__AIM__: Will you write out the data exactly, excluding every picture?

━━━ DATA LINES

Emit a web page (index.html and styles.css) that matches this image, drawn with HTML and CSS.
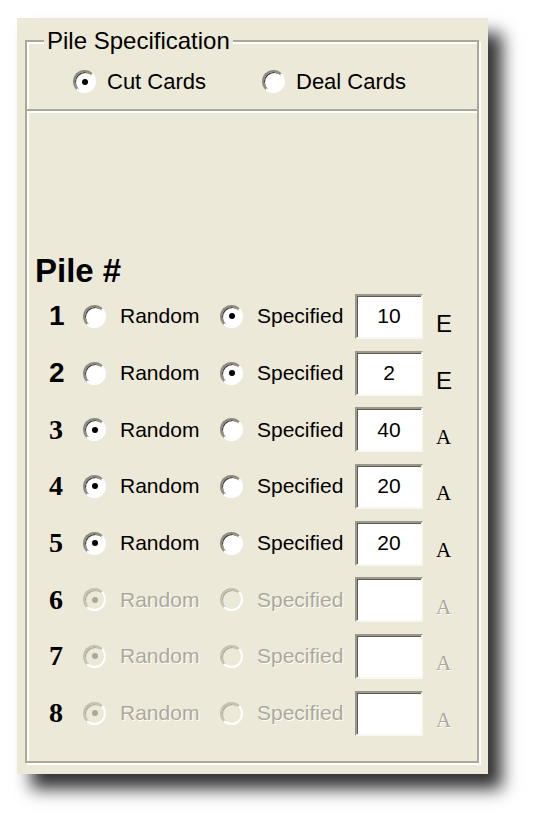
FILE: index.html
```html
<!DOCTYPE html>
<html lang="en">
<head>
    <meta charset="UTF-8">
    <title>Pile Specification</title>
    <link rel="stylesheet" href="styles.css">
</head>
<body>
    <div class="panel">
        <fieldset class="group">
            <legend>Pile Specification</legend>
            <div class="mode">
                <label class="opt"><span class="radio checked"></span>Cut Cards</label>
                <label class="opt"><span class="radio"></span>Deal Cards</label>
            </div>
            <div class="piles">
                <h2>Pile #</h2>

                <div class="row">
                    <span class="num">1</span>
                    <span class="radio"></span><span class="lbl">Random</span>
                    <span class="radio checked"></span><span class="lbl">Specified</span>
                    <span class="box">10</span><span class="unit">E</span>
                </div>
                <div class="row">
                    <span class="num">2</span>
                    <span class="radio"></span><span class="lbl">Random</span>
                    <span class="radio checked"></span><span class="lbl">Specified</span>
                    <span class="box">2</span><span class="unit">E</span>
                </div>
                <div class="row">
                    <span class="num serif">3</span>
                    <span class="radio checked"></span><span class="lbl">Random</span>
                    <span class="radio"></span><span class="lbl">Specified</span>
                    <span class="box">40</span><span class="unit alt">A</span>
                </div>
                <div class="row">
                    <span class="num serif">4</span>
                    <span class="radio checked"></span><span class="lbl">Random</span>
                    <span class="radio"></span><span class="lbl">Specified</span>
                    <span class="box">20</span><span class="unit alt">A</span>
                </div>
                <div class="row">
                    <span class="num serif">5</span>
                    <span class="radio checked"></span><span class="lbl">Random</span>
                    <span class="radio"></span><span class="lbl">Specified</span>
                    <span class="box">20</span><span class="unit alt">A</span>
                </div>
                <div class="row disabled">
                    <span class="num serif">6</span>
                    <span class="radio checked"></span><span class="lbl">Random</span>
                    <span class="radio"></span><span class="lbl">Specified</span>
                    <span class="box"></span><span class="unit alt">A</span>
                </div>
                <div class="row disabled">
                    <span class="num serif">7</span>
                    <span class="radio checked"></span><span class="lbl">Random</span>
                    <span class="radio"></span><span class="lbl">Specified</span>
                    <span class="box"></span><span class="unit alt">A</span>
                </div>
                <div class="row disabled">
                    <span class="num serif">8</span>
                    <span class="radio checked"></span><span class="lbl">Random</span>
                    <span class="radio"></span><span class="lbl">Specified</span>
                    <span class="box"></span><span class="unit alt">A</span>
                </div>
            </div>
        </fieldset>
    </div>
</body>
</html>
```

FILE: styles.css
```css
body {
    margin: 0;
    background: #fff;
    font-family: "Liberation Sans", Arial, sans-serif;
    color: #000;
}
.panel {
    width: 471px;
    height: 756px;
    margin: 18px 0 47px 17px;
    padding: 10px 9px 11px 8px;
    box-sizing: border-box;
    background: #ece9d8;
    box-shadow: 14px 15px 16px rgba(0, 0, 0, 0.8);
    display: flex;
    flex-direction: column;
}
.group {
    flex: 1;
    margin: 0;
    padding: 0;
    min-width: 0;
    border: 2px solid #aca899;
    box-shadow: inset 2px 2px 0 #fff, 2px 2px 0 #fff;
}
.group legend {
    margin-left: 17px;
    padding: 0 3px;
    font-size: 24px;
    line-height: 26px;
    background: #ece9d8;
}
.mode {
    height: 55px;
    display: grid;
    grid-template-columns: 189px auto;
    align-items: center;
    padding-left: 46px;
    border-bottom: 2px solid #aca899;
    box-shadow: 0 2px 0 #fff;
}
.opt {
    display: flex;
    align-items: center;
    gap: 11px;
    font-size: 22px;
}
.radio {
    width: 19px;
    height: 19px;
    border-radius: 50%;
    border: 2px solid;
    border-color: #8d8a7c #fff #fff #8d8a7c;
    background: #fff;
    box-shadow: inset 1px 1px 0 #3c3a33;
    display: grid;
    place-items: center;
    flex-shrink: 0;
}
.radio.checked::after {
    content: "";
    width: 6px;
    height: 6px;
    border-radius: 50%;
    background: #000;
}
.piles {
    padding: 143px 0 0 22px;
}
.piles h2 {
    margin: 0 0 0 -14px;
    font-size: 33px;
    line-height: 34px;
    font-weight: bold;
}
.row {
    height: 56.7px;
    display: grid;
    grid-template-columns: 34px 37px 100px 37px 98px 81px auto;
    align-items: center;
    font-size: 21px;
}
.num {
    font-size: 28px;
    font-weight: bold;
}
.num.serif {
    font-family: "Liberation Serif", "Times New Roman", serif;
}
.box {
    width: 64px;
    height: 41px;
    border: 2px solid;
    border-color: #9b988a #f8f7f1 #f8f7f1 #9b988a;
    box-shadow: inset 1px 1px 0 #5e5c52;
    background: #fff;
    display: flex;
    align-items: center;
    justify-content: center;
}
.unit {
    padding-top: 15px;
    font-size: 24px;
}
.unit.alt {
    font-family: "Liberation Serif", "Times New Roman", serif;
    font-size: 21px;
}
.disabled .lbl,
.disabled .unit {
    color: #aca899;
    text-shadow: 1px 1px 0 #fff;
}
.disabled .radio {
    background: #ece9d8;
    border-color: #c4c1b2 #fff #fff #c4c1b2;
    box-shadow: inset 1px 1px 0 #aca899;
}
.disabled .radio.checked::after {
    background: #aca899;
}
```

━━━━━━

__SOLUTION BELOW__:
Emit a web page (index.html and styles.css) that matches this image, drawn with HTML and CSS.
FILE: index.html
```html
<!DOCTYPE html>
<html lang="en">
<head>
    <meta charset="UTF-8">
    <title>Pile Specification</title>
    <link rel="stylesheet" href="styles.css">
</head>
<body>
    <div class="panel">
        <fieldset class="group">
            <legend>Pile Specification</legend>
            <div class="mode">
                <label class="opt"><span class="radio checked"></span>Cut Cards</label>
                <label class="opt"><span class="radio"></span>Deal Cards</label>
            </div>
            <div class="piles">
                <h2>Pile #</h2>

                <div class="row">
                    <span class="num">1</span>
                    <span class="radio"></span><span class="lbl">Random</span>
                    <span class="radio checked"></span><span class="lbl">Specified</span>
                    <span class="box">10</span><span class="unit">E</span>
                </div>
                <div class="row">
                    <span class="num">2</span>
                    <span class="radio"></span><span class="lbl">Random</span>
                    <span class="radio checked"></span><span class="lbl">Specified</span>
                    <span class="box">2</span><span class="unit">E</span>
                </div>
                <div class="row">
                    <span class="num serif">3</span>
                    <span class="radio checked"></span><span class="lbl">Random</span>
                    <span class="radio"></span><span class="lbl">Specified</span>
                    <span class="box">40</span><span class="unit alt">A</span>
                </div>
                <div class="row">
                    <span class="num serif">4</span>
                    <span class="radio checked"></span><span class="lbl">Random</span>
                    <span class="radio"></span><span class="lbl">Specified</span>
                    <span class="box">20</span><span class="unit alt">A</span>
                </div>
                <div class="row">
                    <span class="num serif">5</span>
                    <span class="radio checked"></span><span class="lbl">Random</span>
                    <span class="radio"></span><span class="lbl">Specified</span>
                    <span class="box">20</span><span class="unit alt">A</span>
                </div>
                <div class="row disabled">
                    <span class="num serif">6</span>
                    <span class="radio checked"></span><span class="lbl">Random</span>
                    <span class="radio"></span><span class="lbl">Specified</span>
                    <span class="box"></span><span class="unit alt">A</span>
                </div>
                <div class="row disabled">
                    <span class="num serif">7</span>
                    <span class="radio checked"></span><span class="lbl">Random</span>
                    <span class="radio"></span><span class="lbl">Specified</span>
                    <span class="box"></span><span class="unit alt">A</span>
                </div>
                <div class="row disabled">
                    <span class="num serif">8</span>
                    <span class="radio checked"></span><span class="lbl">Random</span>
                    <span class="radio"></span><span class="lbl">Specified</span>
                    <span class="box"></span><span class="unit alt">A</span>
                </div>
            </div>
        </fieldset>
    </div>
</body>
</html>
```

FILE: styles.css
```css
body {
    margin: 0;
    background: #fff;
    font-family: "Liberation Sans", Arial, sans-serif;
    color: #000;
}
.panel {
    width: 471px;
    height: 756px;
    margin: 18px 0 47px 17px;
    padding: 10px 9px 11px 8px;
    box-sizing: border-box;
    background: #ece9d8;
    box-shadow: 14px 15px 16px rgba(0, 0, 0, 0.8);
    display: flex;
    flex-direction: column;
}
.group {
    flex: 1;
    margin: 0;
    padding: 0;
    min-width: 0;
    border: 2px solid #aca899;
    box-shadow: inset 2px 2px 0 #fff, 2px 2px 0 #fff;
}
.group legend {
    margin-left: 17px;
    padding: 0 3px;
    font-size: 24px;
    line-height: 26px;
    background: #ece9d8;
}
.mode {
    height: 55px;
    display: grid;
    grid-template-columns: 189px auto;
    align-items: center;
    padding-left: 46px;
    border-bottom: 2px solid #aca899;
    box-shadow: 0 2px 0 #fff;
}
.opt {
    display: flex;
    align-items: center;
    gap: 11px;
    font-size: 22px;
}
.radio {
    width: 19px;
    height: 19px;
    border-radius: 50%;
    border: 2px solid;
    border-color: #8d8a7c #fff #fff #8d8a7c;
    background: #fff;
    box-shadow: inset 1px 1px 0 #3c3a33;
    display: grid;
    place-items: center;
    flex-shrink: 0;
}
.radio.checked::after {
    content: "";
    width: 6px;
    height: 6px;
    border-radius: 50%;
    background: #000;
}
.piles {
    padding: 143px 0 0 22px;
}
.piles h2 {
    margin: 0 0 0 -14px;
    font-size: 33px;
    line-height: 34px;
    font-weight: bold;
}
.row {
    height: 56.7px;
    display: grid;
    grid-template-columns: 34px 37px 100px 37px 98px 81px auto;
    align-items: center;
    font-size: 21px;
}
.num {
    font-size: 28px;
    font-weight: bold;
}
.num.serif {
    font-family: "Liberation Serif", "Times New Roman", serif;
}
.box {
    width: 64px;
    height: 41px;
    border: 2px solid;
    border-color: #9b988a #f8f7f1 #f8f7f1 #9b988a;
    box-shadow: inset 1px 1px 0 #5e5c52;
    background: #fff;
    display: flex;
    align-items: center;
    justify-content: center;
}
.unit {
    padding-top: 15px;
    font-size: 24px;
}
.unit.alt {
    font-family: "Liberation Serif", "Times New Roman", serif;
    font-size: 21px;
}
.disabled .lbl,
.disabled .unit {
    color: #aca899;
    text-shadow: 1px 1px 0 #fff;
}
.disabled .radio {
    background: #ece9d8;
    border-color: #c4c1b2 #fff #fff #c4c1b2;
    box-shadow: inset 1px 1px 0 #aca899;
}
.disabled .radio.checked::after {
    background: #aca899;
}
```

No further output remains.